● Task objective:
The line containing "kind: 'sample' |" marks the end: extract everything from the first line of the data through that line, exactly, with no pictures.

● Information provided:
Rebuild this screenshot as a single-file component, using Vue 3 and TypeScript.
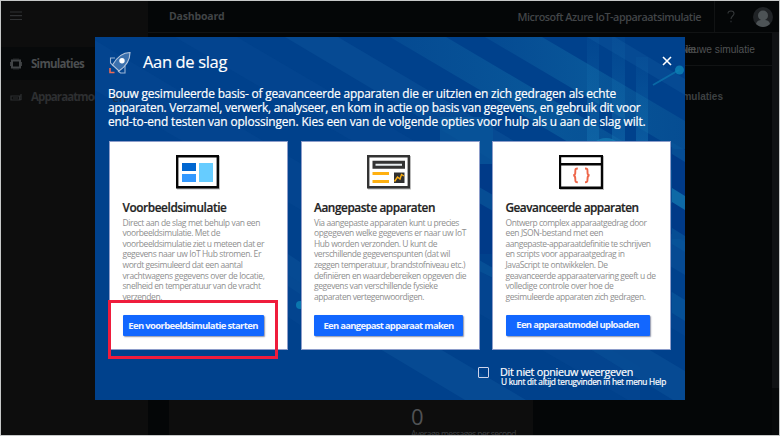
<script setup lang="ts">
import type { Directive } from 'vue'

interface Line { text: string; width: number }
interface Card { kind: 'sample' | 'custom' | 'advanced'; title: Line; lines: Line[]; action: Line }

// Tracks the text out or in so that it fills the given width.
const vFit: Directive<HTMLElement, number> = {
  mounted(el, { value }) {
    const count = el.textContent?.length ?? 1
    const natural = el.getBoundingClientRect().width
    el.style.letterSpacing = `${(value - natural) / count}px`
  },
}

const intro: Line[] = [
  { text: 'Bouw gesimuleerde basis- of geavanceerde apparaten die er uitzien en zich gedragen als echte', width: 508 },
  { text: 'apparaten. Verzamel, verwerk, analyseer, en kom in actie op basis van gegevens, en gebruik dit voor', width: 532.5 },
  { text: 'end-to-end testen van oplossingen. Kies een van de volgende opties voor hulp als u aan de slag wilt.', width: 537.5 },
]

const cards: Card[] = [
  {
    kind: 'sample',
    title: { text: 'Voorbeeldsimulatie', width: 104 },
    lines: [
      { text: 'Direct aan de slag met behulp van een', width: 137.5 },
      { text: 'voorbeeldsimulatie. Met de', width: 97.5 },
      { text: 'voorbeeldsimulatie ziet u meteen dat er', width: 141.5 },
      { text: 'gegevens naar uw IoT Hub stromen. Er', width: 138.5 },
      { text: 'wordt gesimuleerd dat een aantal', width: 120 },
      { text: 'vrachtwagens gegevens over de locatie,', width: 142 },
      { text: 'snelheid en temperatuur van de vracht', width: 138 },
      { text: 'verzenden.', width: 39.5 },
    ],
    action: { text: 'Een voorbeeldsimulatie starten', width: 129.5 },
  },
  {
    kind: 'custom',
    title: { text: 'Aangepaste apparaten', width: 121 },
    lines: [
      { text: 'Via aangepaste apparaten kunt u precies', width: 145 },
      { text: 'opgegeven welke gegevens er naar uw IoT', width: 152 },
      { text: 'Hub worden verzonden. U kunt de', width: 123 },
      { text: 'verschillende gegevenspunten (dat wil', width: 136 },
      { text: 'zeggen temperatuur, brandstofniveau etc.)', width: 151 },
      { text: 'definiëren en waardebereiken opgeven die', width: 152 },
      { text: 'gegevens van verschillende fysieke', width: 123.5 },
      { text: 'apparaten vertegenwoordigen.', width: 110 },
    ],
    action: { text: 'Een aangepast apparaat maken', width: 130 },
  },
  {
    kind: 'advanced',
    title: { text: 'Geavanceerde apparaten', width: 133 },
    lines: [
      { text: 'Ontwerp complex apparaatgedrag door', width: 141 },
      { text: 'een JSON-bestand met een', width: 97.5 },
      { text: 'aangepaste-apparaatdefinitie te schrijven', width: 145 },
      { text: 'en scripts voor apparaatgedrag in', width: 119 },
      { text: 'JavaScript te ontwikkelen. De', width: 102 },
      { text: 'geavanceerde apparaatervaring geeft u de', width: 150 },
      { text: 'volledige controle over hoe de', width: 108 },
      { text: 'gesimuleerde apparaten zich gedragen.', width: 140 },
    ],
    action: { text: 'Een apparaatmodel uploaden', width: 122.5 },
  },
]
</script>

<template>
  <div class="app">
    <nav class="sidebar">
      <svg class="menu" viewBox="0 0 12 10"><path d="M0 1h12M0 4.7h12M0 8.5h12" /></svg>
      <div class="nav-item active">
        <svg class="nav-icon" viewBox="0 0 12 12"><path d="M2 2.500h8v7H2z" /><path class="pins" d="M4 .5v1M6 .5v1M8 .5v1M4 10.500v1M6 10.500v1M8 10.500v1M.4 4v4M11.600 4v4" /></svg>
        <span v-fit="53">Simulaties</span>
      </div>
      <div class="nav-item">
        <svg class="nav-icon" viewBox="0 0 12 12"><path class="thin" d="M1 5h8.500v4H1zM3 7h5M9.500 5h1.500V3M11 5v3.500L9.500 9" /></svg>
        <span v-fit="93">Apparaatmodellen</span>
      </div>
    </nav>
    <div class="main">
      <header class="topbar">
        <span v-fit="55.5" class="crumb">Dashboard</span>
        <span v-fit="183.5" class="product">Microsoft Azure IoT-apparaatsimulatie</span>
        <div class="account">
          <svg class="help" viewBox="0 0 8 13"><path d="M1 3.500C1 .2 7 .2 7 3.500 7 6 4 6 4 9M4 10.800v1.500" /></svg>
          <svg class="avatar" viewBox="0 0 20 20">
            <circle class="ring" cx="10" cy="10" r="10" />
            <circle class="person" cx="10" cy="8.500" r="5" />
            <path class="person" d="M3 17c1-4 4-4 7-4s6 0 7 4c-4 4-10 4-14 0z" />
          </svg>
        </div>
      </header>
      <div class="content">
        <div class="page">
          <div class="toolbar"><span class="new-sim">Nieuwe simulatie</span></div>
          <div class="filter"><span>simulaties</span></div>
          <section class="metric">
            <strong>0</strong>
            <small v-fit="105">Average messages per second</small>
          </section>
        </div>
        <div class="scroll"><div class="thumb"></div></div>
      </div>
    </div>
    <span class="new-sim echo">Nie</span>

    <div class="dialog" role="dialog">
      <svg class="backdrop" viewBox="0 0 590 363">
        <defs>
          <linearGradient id="beam" x1="0" y1="0" x2="0" y2="1">
            <stop offset="0" stop-color="#1471b0" stop-opacity="0.1" />
            <stop offset="1" stop-color="#1471b0" stop-opacity="0.5" />
          </linearGradient>
          <linearGradient id="teal" x1="0" y1="0" x2="1" y2="0">
            <stop offset="0" stop-color="#0a5599" stop-opacity="0.45" />
            <stop offset="0.5" stop-color="#085699" />
            <stop offset="1" stop-color="#075094" stop-opacity="0.8" />
          </linearGradient>
        </defs>
        <path class="faint" d="M80 0h62l448 263v36z" />
        <path class="faint" d="M-2 2L545 330v33h-12L-2 52z" />
        <path class="soft" d="M190 0h53l347 205v33z" />
        <path fill="url(#teal)" d="M295 0h56l239 141v33z" />
        <path fill="url(#teal)" d="M390 0h57l143 84v34z" />
        <path class="soft" d="M492 0h28l70 42v16z" />
        <path class="teal" d="M345 80h45l8 6v41h-53z" />
        <path class="deep" d="M371 127h27v90h-27zM577 112h13v90h-13z" />
        <path class="teal" d="M384 150l14 8v16l-14-8zM384 223l14 8v10l-14-7z" />
        <path class="bright" d="M577 151l13 8v14l-13-8z" />
        <path class="teal" d="M577 105l13 8v12l-13-8zM577 191l13 8v16l-13-8zM577 255l13 8v21l-13-8z" />
        <path class="soft" d="M193 217l12 8v32l-12-8zM285 312h60l86 51h-61zM495 312h58l37 22v29h-12z" />
        <path class="faint" d="M193 238l12 8v42l-12-8z" />
        <circle class="node" cx="205" cy="268" r="4" />
        <rect fill="url(#beam)" x="492" y="0" width="12" height="104" />
        <rect fill="url(#beam)" x="517" y="0" width="13" height="104" />
        <rect fill="url(#beam)" x="541" y="20" width="12" height="84" />
        <circle class="bright" cx="511" cy="118" r="17" />
        <path class="link" d="M584 33L558 48" />
        <circle class="node" cx="584.500" cy="33" r="4.500" />
      </svg>

      <span class="ghost">en</span>

      <div class="dialog-head">
        <svg class="rocket" viewBox="0 0 24 24">
          <path class="fin" d="M7 7H2.500v5l3 3M10 20l2.500 2H17v-7" />
          <path class="hull" d="M22 1.500C15 1.500 9 6 4.500 14l6.500 6C17 16 22 10 22 1.500z" />
          <circle class="port" cx="14" cy="9.800" r="2.700" />
          <path class="flame" d="M2 17v4.500h4.500" />
        </svg>
        <h1><span v-fit="84">Aan de slag</span></h1>
        <svg class="close" viewBox="0 0 10 10"><path d="M1 1l8 8M9 1L1 9" /></svg>
      </div>

      <div class="intro">
        <div v-for="line in intro" :key="line.text"><span v-fit="line.width">{{ line.text }}</span></div>
      </div>

      <div class="cards">
        <article v-for="card in cards" :key="card.kind" class="card" :class="card.kind">
          <svg v-if="card.kind === 'sample'" class="picture" viewBox="0 0 44 34">
            <path class="frame" d="M1.200 1.200h40.600v31.100H1.200z" />
            <path fill="#0066d0" d="M6 8h14v8H6z" /><path fill="#3399ff" d="M6 19h14v8H6z" /><path fill="#66ccff" d="M23 8h14v19H23z" />
          </svg>
          <svg v-else-if="card.kind === 'custom'" class="picture" viewBox="0 0 44 34">
            <path class="frame gray" d="M1.200 1.200h40.600v31.100H1.200z" />
            <path class="field" d="M7 7.200h29.500v5H7z" />
            <path fill="#ffb010" d="M5.500 17h16.500v3H5.500zM5.500 25h16.500v3H5.500z" />
            <path fill="#303030" d="M27 17.500h10.500V28H27z" />
            <path class="spark" d="M27.500 26.500l3-4.500 2.500 2 1.500-4.500 2.500 1.500" />
          </svg>
          <svg v-else class="picture" viewBox="0 0 44 34">
            <path class="frame" d="M1 1h42v31.700H1zM1 9.200h42" />
            <path class="brace" d="M18.800 13.500c-2.500 0-2.500.7-2.500 3 0 2.500 0 3.500-2 3.700 2 .2 2 1.500 2 3.800s0 3.200 2.500 3.200M26 13.500c2.500 0 2.500.7 2.500 3 0 2.500 0 3.500 2 3.700-2 .2-2 1.500-2 3.800s0 3.200-2.500 3.200" />
          </svg>
          <h2><span v-fit="card.title.width">{{ card.title.text }}</span></h2>
          <div class="description">
            <div v-for="line in card.lines" :key="line.text"><span v-fit="line.width">{{ line.text }}</span></div>
          </div>
          <button type="button"><span v-fit="card.action.width">{{ card.action.text }}</span></button>
        </article>
      </div>

      <label class="dismiss">
        <span class="box"></span>
        <span class="dismiss-text">
          <b><span v-fit="133">Dit niet opnieuw weergeven</span></b>
          <small><span v-fit="165">U kunt dit altijd terugvinden in het menu Help</span></small>
        </span>
      </label>
      <div class="highlight"></div>
    </div>
  </div>
</template>

<style>
body { margin: 0; overflow: hidden; }
</style>

<style scoped>
* { box-sizing: border-box; }
svg { display: block; fill: none; flex: none; }
span { white-space: nowrap; display: inline-block; }
.app {
  position: relative; display: flex; width: 780px; height: 436px; overflow: hidden;
  border: 1px solid #c6c8c8; background: #040607;
  font-family: "Open Sans", "Noto Sans", sans-serif; color: #3d4042;
}
.sidebar { width: 147px; flex: none; background: #0d0d0d; overflow: hidden; font-size: 11.500px; }
.menu { width: 12px; height: 10px; margin: 10px 0 26px 9px; stroke: #303234; stroke-width: 1.200; }
.nav-item { height: 33px; display: flex; align-items: center; gap: 9px; padding-left: 9px; color: #2d2f31; font-weight: 700; }
.nav-item.active { background: #07090a; color: #4b4e50; }
.nav-icon { width: 12px; height: 12px; stroke: #414446; stroke-width: 2; }
.nav-icon .pins { stroke-width: 1; }
.nav-icon .thin { stroke: #2d2f31; stroke-width: 1.200; }
.main { flex: 1; min-width: 0; display: flex; flex-direction: column; }
.topbar { height: 32px; flex: none; display: flex; align-items: center; border-bottom: 1px solid #111314; font-size: 10.800px; font-weight: 600; }
.crumb { margin-left: 21px; font-size: 10.500px; font-weight: 700; color: #414446; padding-bottom: 2px; }
.product { margin-left: auto; margin-right: 13px; color: #424547; }
.account { width: 65px; height: 31px; border-left: 1px solid #111314; display: flex; align-items: center; }
.help { width: 8px; height: 13px; margin-left: 12px; stroke: #343739; stroke-width: 1.100; }
.avatar { width: 20px; height: 20px; margin-left: 18px; }
.ring { fill: #202326; }
.person { fill: #4d5356; }
.content { flex: 1; min-height: 0; display: flex; }
.page { flex: 1; display: flex; flex-direction: column; }
.toolbar { height: 33px; border-bottom: 1px solid #111314; display: flex; align-items: center; justify-content: flex-end; padding-right: 17px; }
.new-sim { font-family: "Liberation Sans", Arial, sans-serif; font-size: 10.200px; color: #505254; }
.echo { position: absolute; left: 680px; top: 43px; line-height: 12px; }
.filter { display: flex; justify-content: flex-end; padding: 25px 49px 0 0; font: bold 10px/12px "Liberation Sans", Arial, sans-serif; color: #3d4042; }
.metric {
  margin: auto 239px 0 21px; height: 36px; padding-left: 242px; overflow: hidden; background: #0d0d0d;
  display: flex; flex-direction: column; align-items: flex-start;
}
.metric strong { font-size: 22px; line-height: 35px; height: 29px; font-weight: 400; color: #505254; }
.metric small { font-size: 8.500px; line-height: 12px; flex: none; white-space: nowrap; }
.scroll { width: 7px; background: #07090a; }
.thumb { height: 355px; background: #101214; }

.dialog {
  position: absolute; left: 94px; top: 36px; width: 590px; height: 363px; padding: 14px 13px;
  background: #00418c; color: #fff; overflow: hidden;
}
.backdrop { position: absolute; left: 0; top: 0; width: 590px; height: 363px; }
.faint { fill: #074993; opacity: .45; }
.soft { fill: #084f96; opacity: .7; }
.teal { fill: #09569a; opacity: .7; }
.deep { fill: #003a88; }
.bright { fill: #147db4; opacity: .7; }
.node { fill: #0c80b4; opacity: .85; }
.link { stroke: #0c75ad; stroke-width: 2; opacity: .75; }
.ghost { position: absolute; left: 17px; top: 53px; font-size: 11.500px; font-weight: 600; color: #292b2d; opacity: .75; }
.dialog-head { position: relative; display: flex; height: 24px; }
.rocket { width: 24px; height: 24px; }
.fin { stroke: #9ab4d5; stroke-width: 1.100; }
.hull { fill: #3b70ad; stroke: #b4c5dc; stroke-width: 1.100; }
.port { fill: #fff; }
.flame { stroke: #ed6b55; stroke-width: 1.600; }
h1 { margin: 0 0 0 11px; font-size: 16.500px; line-height: 22px; font-weight: 500; -webkit-text-stroke: 0.150px #fff; }
.close { width: 10px; height: 10px; margin: 5px 0 0 auto; stroke: #fff; stroke-width: 1.600; }
.intro { position: relative; margin-top: 11px; font-size: 11.900px; line-height: 14px; font-weight: 500; -webkit-text-stroke: 0.200px #fff; }
.intro div { height: 14px; }
.cards { position: relative; display: grid; grid-template-columns: repeat(3, 179px); gap: 12.500px; margin: 12.500px 0 0 1px; }
.card { height: 209px; padding: 13px 12.500px 0; background: #fff; border: 0.500px solid #8d9dca; }
.picture { width: 44px; height: 34px; margin-left: 53px; filter: drop-shadow(1px 1px 0.500px #bbb); }
.frame { stroke: #050505; stroke-width: 2.400; fill: #fff; }
.frame.gray { stroke: #333; }
.field { stroke: #333; stroke-width: 3; fill: #e9eef0; }
.spark { stroke: #ffb010; stroke-width: 1.400; }
.brace { stroke: #ee6548; stroke-width: 1.900; }
h2 { margin: 10px 0 0; font-size: 11.800px; line-height: 17px; height: 18px; font-weight: 600; color: #222; -webkit-text-stroke: 0.200px #222; }
.description { margin-top: 1px; font-size: 8.500px; line-height: 10.650px; color: #8f8f8f; height: 86px; }
.description div { height: 10.650px; }
button {
  display: block; width: 141px; height: 21px; margin: 11px 0 0 0; padding: 0; border: 0; border-radius: 1px;
  background: #1267ff; box-shadow: 1px 1px 1.500px #8c92a8; color: #f0f4ff;
  font-family: inherit; font-size: 9.500px; line-height: 21px; font-weight: 700; text-align: center;
}
.custom button { width: 149px; }
.advanced button { width: 144px; }
.advanced button span { position: relative; top: -0.500px; }
.dismiss { position: relative; display: flex; justify-content: flex-end; gap: 11px; margin: 15.500px 6px 0 0; }
.box { width: 11px; height: 11px; margin-top: 2px; border: 1px solid #cdd3ea; border-radius: 1px; }
.dismiss-text { display: flex; flex-direction: column; }
.dismiss b { font-size: 10.800px; line-height: 13px; height: 12px; font-weight: 500; -webkit-text-stroke: 0.200px #fff; }
.dismiss small { font-size: 8.300px; line-height: 10px; font-weight: 500; padding-left: 1px; -webkit-text-stroke: 0.200px #fff; }
.highlight { position: absolute; left: 13px; top: 263px; width: 170px; height: 59px; border: 3px solid #ef1c3c; }
</style>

● The reply:
Rebuild this screenshot as a single-file component, using Vue 3 and TypeScript.
<script setup lang="ts">
import type { Directive } from 'vue'

interface Line { text: string; width: number }
interface Card { kind: 'sample' | 'custom' | 'advanced'; title: Line; lines: Line[]; action: Line }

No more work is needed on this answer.